▶ [Written instruction]
Copy out the records precisely, omitting pictures.
# start of Provided data
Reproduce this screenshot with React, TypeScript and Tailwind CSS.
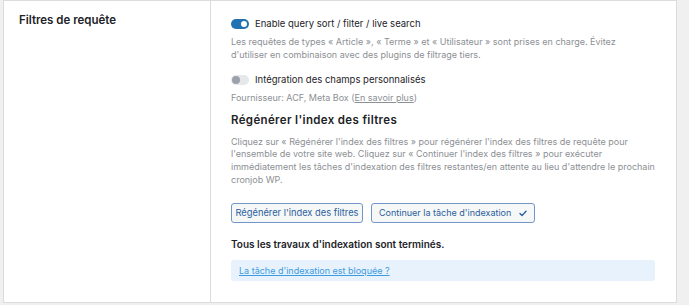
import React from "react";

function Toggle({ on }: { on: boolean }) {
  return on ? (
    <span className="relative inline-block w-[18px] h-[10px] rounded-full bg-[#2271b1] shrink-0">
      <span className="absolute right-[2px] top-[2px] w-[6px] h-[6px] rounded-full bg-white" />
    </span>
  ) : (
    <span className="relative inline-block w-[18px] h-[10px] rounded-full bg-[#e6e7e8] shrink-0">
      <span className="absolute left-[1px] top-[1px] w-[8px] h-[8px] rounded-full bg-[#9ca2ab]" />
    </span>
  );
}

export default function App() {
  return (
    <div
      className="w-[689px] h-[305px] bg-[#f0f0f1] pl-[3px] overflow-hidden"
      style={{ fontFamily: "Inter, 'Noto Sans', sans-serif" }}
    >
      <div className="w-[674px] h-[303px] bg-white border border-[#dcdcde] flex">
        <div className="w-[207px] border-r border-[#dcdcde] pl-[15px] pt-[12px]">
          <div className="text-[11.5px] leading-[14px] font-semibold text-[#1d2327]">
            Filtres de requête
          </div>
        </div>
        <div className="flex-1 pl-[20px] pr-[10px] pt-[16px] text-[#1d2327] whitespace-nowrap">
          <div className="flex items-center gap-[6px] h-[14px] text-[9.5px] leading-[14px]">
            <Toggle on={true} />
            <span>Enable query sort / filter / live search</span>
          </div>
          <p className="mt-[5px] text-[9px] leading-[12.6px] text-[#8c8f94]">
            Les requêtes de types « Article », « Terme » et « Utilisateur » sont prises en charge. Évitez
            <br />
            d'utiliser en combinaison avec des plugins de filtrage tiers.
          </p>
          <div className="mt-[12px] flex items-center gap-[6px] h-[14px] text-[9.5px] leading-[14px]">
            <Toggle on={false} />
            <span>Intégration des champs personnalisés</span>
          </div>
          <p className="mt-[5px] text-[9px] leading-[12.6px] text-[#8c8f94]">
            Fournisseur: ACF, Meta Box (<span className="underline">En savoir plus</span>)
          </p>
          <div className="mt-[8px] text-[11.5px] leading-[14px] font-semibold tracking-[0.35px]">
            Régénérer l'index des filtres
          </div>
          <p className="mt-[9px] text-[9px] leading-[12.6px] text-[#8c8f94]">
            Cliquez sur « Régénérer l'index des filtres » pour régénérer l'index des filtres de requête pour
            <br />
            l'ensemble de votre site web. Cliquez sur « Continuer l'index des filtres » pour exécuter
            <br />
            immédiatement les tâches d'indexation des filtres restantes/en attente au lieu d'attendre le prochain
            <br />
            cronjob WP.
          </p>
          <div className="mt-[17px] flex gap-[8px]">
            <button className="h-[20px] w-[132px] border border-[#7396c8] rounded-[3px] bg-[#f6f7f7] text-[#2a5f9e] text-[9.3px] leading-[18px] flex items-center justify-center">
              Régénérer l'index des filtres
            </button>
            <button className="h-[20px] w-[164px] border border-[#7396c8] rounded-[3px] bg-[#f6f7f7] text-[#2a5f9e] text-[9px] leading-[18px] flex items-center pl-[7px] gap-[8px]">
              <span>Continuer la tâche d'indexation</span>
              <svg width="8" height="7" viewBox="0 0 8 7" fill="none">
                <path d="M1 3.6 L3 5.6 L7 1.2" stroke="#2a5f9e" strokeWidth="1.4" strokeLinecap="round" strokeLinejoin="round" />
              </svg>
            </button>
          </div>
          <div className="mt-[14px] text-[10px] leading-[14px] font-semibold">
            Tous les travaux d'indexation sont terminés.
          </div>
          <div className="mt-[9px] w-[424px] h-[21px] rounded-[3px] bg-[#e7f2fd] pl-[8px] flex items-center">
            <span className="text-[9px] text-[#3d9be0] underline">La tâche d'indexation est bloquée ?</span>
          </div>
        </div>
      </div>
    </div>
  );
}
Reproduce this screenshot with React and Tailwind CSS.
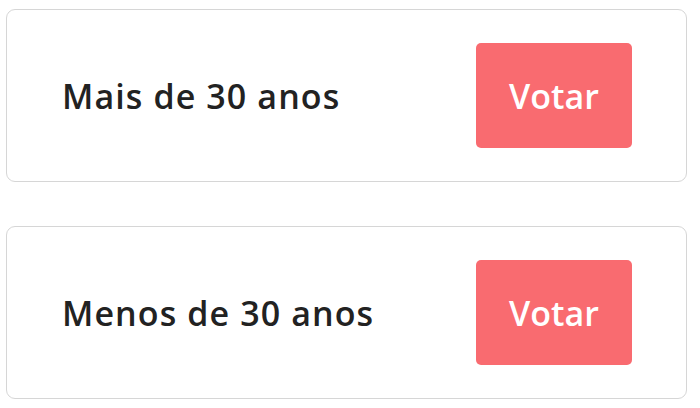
# end of Provided data
▶ [Reply]
Reproduce this screenshot with React, TypeScript and Tailwind CSS.
import React from "react";

function Toggle({ on }: { on: boolean }) {
  return on ? (
    <span className="relative inline-block w-[18px] h-[10px] rounded-full bg-[#2271b1] shrink-0">
      <span className="absolute right-[2px] top-[2px] w-[6px] h-[6px] rounded-full bg-white" />
    </span>
  ) : (
    <span className="relative inline-block w-[18px] h-[10px] rounded-full bg-[#e6e7e8] shrink-0">
      <span className="absolute left-[1px] top-[1px] w-[8px] h-[8px] rounded-full bg-[#9ca2ab]" />
    </span>
  );
}

export default function App() {
  return (
    <div
      className="w-[689px] h-[305px] bg-[#f0f0f1] pl-[3px] overflow-hidden"
      style={{ fontFamily: "Inter, 'Noto Sans', sans-serif" }}
    >
      <div className="w-[674px] h-[303px] bg-white border border-[#dcdcde] flex">
        <div className="w-[207px] border-r border-[#dcdcde] pl-[15px] pt-[12px]">
          <div className="text-[11.5px] leading-[14px] font-semibold text-[#1d2327]">
            Filtres de requête
          </div>
        </div>
        <div className="flex-1 pl-[20px] pr-[10px] pt-[16px] text-[#1d2327] whitespace-nowrap">
          <div className="flex items-center gap-[6px] h-[14px] text-[9.5px] leading-[14px]">
            <Toggle on={true} />
            <span>Enable query sort / filter / live search</span>
          </div>
          <p className="mt-[5px] text-[9px] leading-[12.6px] text-[#8c8f94]">
            Les requêtes de types « Article », « Terme » et « Utilisateur » sont prises en charge. Évitez
            <br />
            d'utiliser en combinaison avec des plugins de filtrage tiers.
          </p>
          <div className="mt-[12px] flex items-center gap-[6px] h-[14px] text-[9.5px] leading-[14px]">
            <Toggle on={false} />
            <span>Intégration des champs personnalisés</span>
          </div>
          <p className="mt-[5px] text-[9px] leading-[12.6px] text-[#8c8f94]">
            Fournisseur: ACF, Meta Box (<span className="underline">En savoir plus</span>)
          </p>
          <div className="mt-[8px] text-[11.5px] leading-[14px] font-semibold tracking-[0.35px]">
            Régénérer l'index des filtres
          </div>
          <p className="mt-[9px] text-[9px] leading-[12.6px] text-[#8c8f94]">
            Cliquez sur « Régénérer l'index des filtres » pour régénérer l'index des filtres de requête pour
            <br />
            l'ensemble de votre site web. Cliquez sur « Continuer l'index des filtres » pour exécuter
            <br />
            immédiatement les tâches d'indexation des filtres restantes/en attente au lieu d'attendre le prochain
            <br />
            cronjob WP.
          </p>
          <div className="mt-[17px] flex gap-[8px]">
            <button className="h-[20px] w-[132px] border border-[#7396c8] rounded-[3px] bg-[#f6f7f7] text-[#2a5f9e] text-[9.3px] leading-[18px] flex items-center justify-center">
              Régénérer l'index des filtres
            </button>
            <button className="h-[20px] w-[164px] border border-[#7396c8] rounded-[3px] bg-[#f6f7f7] text-[#2a5f9e] text-[9px] leading-[18px] flex items-center pl-[7px] gap-[8px]">
              <span>Continuer la tâche d'indexation</span>
              <svg width="8" height="7" viewBox="0 0 8 7" fill="none">
                <path d="M1 3.6 L3 5.6 L7 1.2" stroke="#2a5f9e" strokeWidth="1.4" strokeLinecap="round" strokeLinejoin="round" />
              </svg>
            </button>
          </div>
          <div className="mt-[14px] text-[10px] leading-[14px] font-semibold">
            Tous les travaux d'indexation sont terminés.
          </div>
          <div className="mt-[9px] w-[424px] h-[21px] rounded-[3px] bg-[#e7f2fd] pl-[8px] flex items-center">
            <span className="text-[9px] text-[#3d9be0] underline">La tâche d'indexation est bloquée ?</span>
          </div>
        </div>
      </div>
    </div>
  );
}
Reproduce this screenshot with React and Tailwind CSS.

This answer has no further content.